In Michigan v. EPA, the Supreme Court determined that the EPA over-stepped its own core mission after it decided to use the Clean Air Act to regulate the levels of mercury, arsenic and other poisons chemicals emitted by conventional power plants, without considering the burden placed on existing industry. The EPA’s interpretation created a huge cost for both the power plants themselves and individual states; the court determined that the action was not “appropriate and necessary,” within the boundaries of the Act.
In a loss for the Obama administration, the Supreme Court ruled that the EPA unreasonably interpreted the Clean Air Act when it decided to set limits on the emissions of toxic pollutants from power plants without first considering the costs of the industry to do so.
The ruling was 5-4, with Justice Antonin Scalia writing for the majority. Justice Elena Kagan wrote the dissent for the four liberal justices.
Bill Schuette, the attorney general for Michigan, the state named in the suit, cheered the ruling, as did several conservative voices.
“Today’s ruling is a victory for family budgets and job creation in Michigan,” Schuette said in a statement. “The court agreed that we can and must find a constructive balance in protecting the environment and continuing Michigan’s economic comeback.”
Earthjustice DC Senior Associate Attorney Neil Gormley, whose group that filed a brief in support of EPA, said the court’s ruling “doesn’t change EPA’s authority to protect the public from toxic air pollution.”
This won’t, of course, stop the EPA, which has shown, quite baldly, its willingness to pursue any measure necessary to put pressure on conventional power plants.
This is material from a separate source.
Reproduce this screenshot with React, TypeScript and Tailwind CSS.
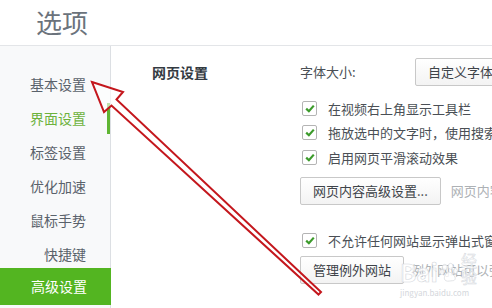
import React from "react";

const font = { fontFamily: '"Noto Sans CJK SC", "Noto Sans", sans-serif' };

const menu = ["基本设置", "界面设置", "标签设置", "优化加速", "鼠标手势", "快捷键"];

function CheckRow(props: { text: string; className?: string }) {
    return (
        <div className={"flex items-center h-[24.5px] " + (props.className ?? "")}>
            <div className="ml-[2px] w-[15px] h-[15px] rounded-[2px] border border-[#b4b4b4] bg-white flex items-center justify-center shrink-0">
                <svg width="10" height="9" viewBox="0 0 10 9">
                    <path d="M1.2 4.6 L3.9 7.2 L8.8 1.6" fill="none" stroke="#3c9b2b" strokeWidth="2.2" />
                </svg>
            </div>
            <span className="ml-[11px] whitespace-nowrap text-[13px] text-[#4a4f55]">{props.text}</span>
        </div>
    );
}

function Button(props: { text: string; className?: string }) {
    return (
        <div className={"h-[28px] px-[12px] flex items-center border border-[#c8c8c8] rounded-[2px] bg-gradient-to-b from-white to-[#f3f3f3] text-[13px] text-[#3e4349] whitespace-nowrap shrink-0 " + (props.className ?? "")}>
            {props.text}
        </div>
    );
}

export default function App() {
    return (
        <div className="relative w-[492px] h-[308px] overflow-hidden bg-white" style={font}>
            <div className="h-[46px] border-b border-[#e3e5e8] flex items-center pl-[36px]">
                <h1 className="text-[26px] leading-none text-[#6b737c] -mt-[2px]">选项</h1>
            </div>
            <div className="flex h-[262px]">
                <div className="w-[111px] shrink-0 border-r border-[#dcdfe3] bg-[#f8f9fa] pt-[21px] flex flex-col">
                    {menu.map((m, i) => (
                        <div key={m} className="relative h-[34px] flex items-center justify-end pr-[24px] text-[14px]">
                            <span className={i === 1 ? "text-[#6db23c]" : "text-[#5a626b]"}>{m}</span>
                            {i === 1 && <div className="absolute right-0 top-[2px] w-[3px] h-[31px] bg-[#5fb532]" />}
                        </div>
                    ))}
                    <div className="-mt-[3px] h-[37px] flex items-center justify-end pr-[24px] text-[14px] bg-[#53b521] text-white mr-[-1px]">
                        高级设置
                    </div>
                </div>
                <div className="flex-1 flex pl-[41px] pt-[12px]">
                    <div className="w-[148px] shrink-0 h-[28px] flex items-center text-[14px] font-bold text-[#333a41]">网页设置</div>
                    <div className="flex flex-col">
                        <div className="flex items-center h-[28px]">
                            <span className="w-[115px] shrink-0 text-[13px] text-[#4a4f55]">字体大小:</span>
                            <div className="h-[28px] w-[130px] shrink-0 border border-[#c8c8c8] rounded-[2px] bg-gradient-to-b from-white to-[#f3f3f3] flex items-center pl-[12px] text-[13px] text-[#3e4349] whitespace-nowrap">
                                自定义字体...
                            </div>
                        </div>
                        <CheckRow className="mt-[10px]" text="在视频右上角显示工具栏" />
                        <CheckRow text="拖放选中的文字时，使用搜索引擎搜索" />
                        <CheckRow text="启用网页平滑滚动效果" />
                        <div className="flex items-center mt-[7px]">
                            <Button text="网页内容高级设置..." />
                            <span className="ml-[10px] text-[13px] text-[#adb1b5] whitespace-nowrap">网页内容设置</span>
                        </div>
                        <CheckRow className="mt-[24px]" text="不允许任何网站显示弹出式窗口" />
                        <div className="flex items-center mt-[3px]">
                            <Button text="管理例外网站" />
                            <span className="ml-[7px] text-[13px] text-[#adb1b5] whitespace-nowrap">例外网站可以弹出窗口</span>
                        </div>
                    </div>
                </div>
            </div>
            {/* watermark */}
            <div className="absolute left-[400px] top-[252px] pointer-events-none flex flex-col items-start">
                <div className="flex items-end">
                    <span className="text-[24px] font-bold leading-none text-white/80 [-webkit-text-stroke:0.6px_#d4d7dc]">Bai</span>
                    <svg width="22" height="22" viewBox="0 0 22 22" className="mx-[1px]">
                        <g fill="white" fillOpacity="0.8" stroke="#d4d7dc" strokeWidth="0.7">
                            <ellipse cx="6" cy="5" rx="2.5" ry="3" />
                            <ellipse cx="12" cy="4" rx="2.5" ry="3" />
                            <ellipse cx="3" cy="10" rx="2.2" ry="2.6" />
                            <ellipse cx="17" cy="9" rx="2.2" ry="2.6" />
                            <path d="M10 10 C6 12 4 17 7 19 C9 20 12 19 14 19 C17 19 18 16 15 13 C13 11 12 10 10 10 Z" />
                        </g>
                    </svg>
                    <span className="text-[16px] leading-none text-white/80 [-webkit-text-stroke:0.5px_#d4d7dc]">经验</span>
                </div>
                <span className="text-[8px] text-[#d4d7dc] mt-[3px]">jingyan.baidu.com</span>
            </div>
            {/* red arrow annotation */}
            <svg className="absolute inset-0 pointer-events-none" width="492" height="308" viewBox="0 0 492 308">
                <polygon
                    points="92,82 123,92 116.5,99.5 321,292 318.5,294.5 111.5,105.5 104,112"
                    fill="white"
                    fillOpacity="0.6"
                    stroke="#c4171d"
                    strokeWidth="2"
                    strokeLinejoin="miter"
                />
            </svg>
        </div>
    );
}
The EPA has other measures at its disposal that accomplish a similar mission as their Clean Air Act “re-interpretation” might have, and green groups were quick to note that the Supreme Court did not destroy the Act itself, but merely placed a further burden in the EPA’s way.
On the other hand, the EPA will now be forced to consider whether their regulations are as cost-effective as they claim. This case involved 23 individual states, all of whom sued the EPA over its lack of research. According to documents filed in the case, the EPA estimated “health benefits” to amount to a $4 to $6 million cost savings, mostly in health care. In order to achieve that number, the EPA would require approximately $10 million in upgrades from conventional power plants, a cost which, the plaintiffs noted, would be passed along to consumers and to taxpayers. From now on, regulations of this sort should undergo a full return-on-investment analysis, at least, according to the Court.
All of this should have an impact on upcoming regulations, especially those governing air pollution and related emissions controls. Placing a financial test at the heart of environmental regulation means that the EPA will have to think more practically about how it can exact control.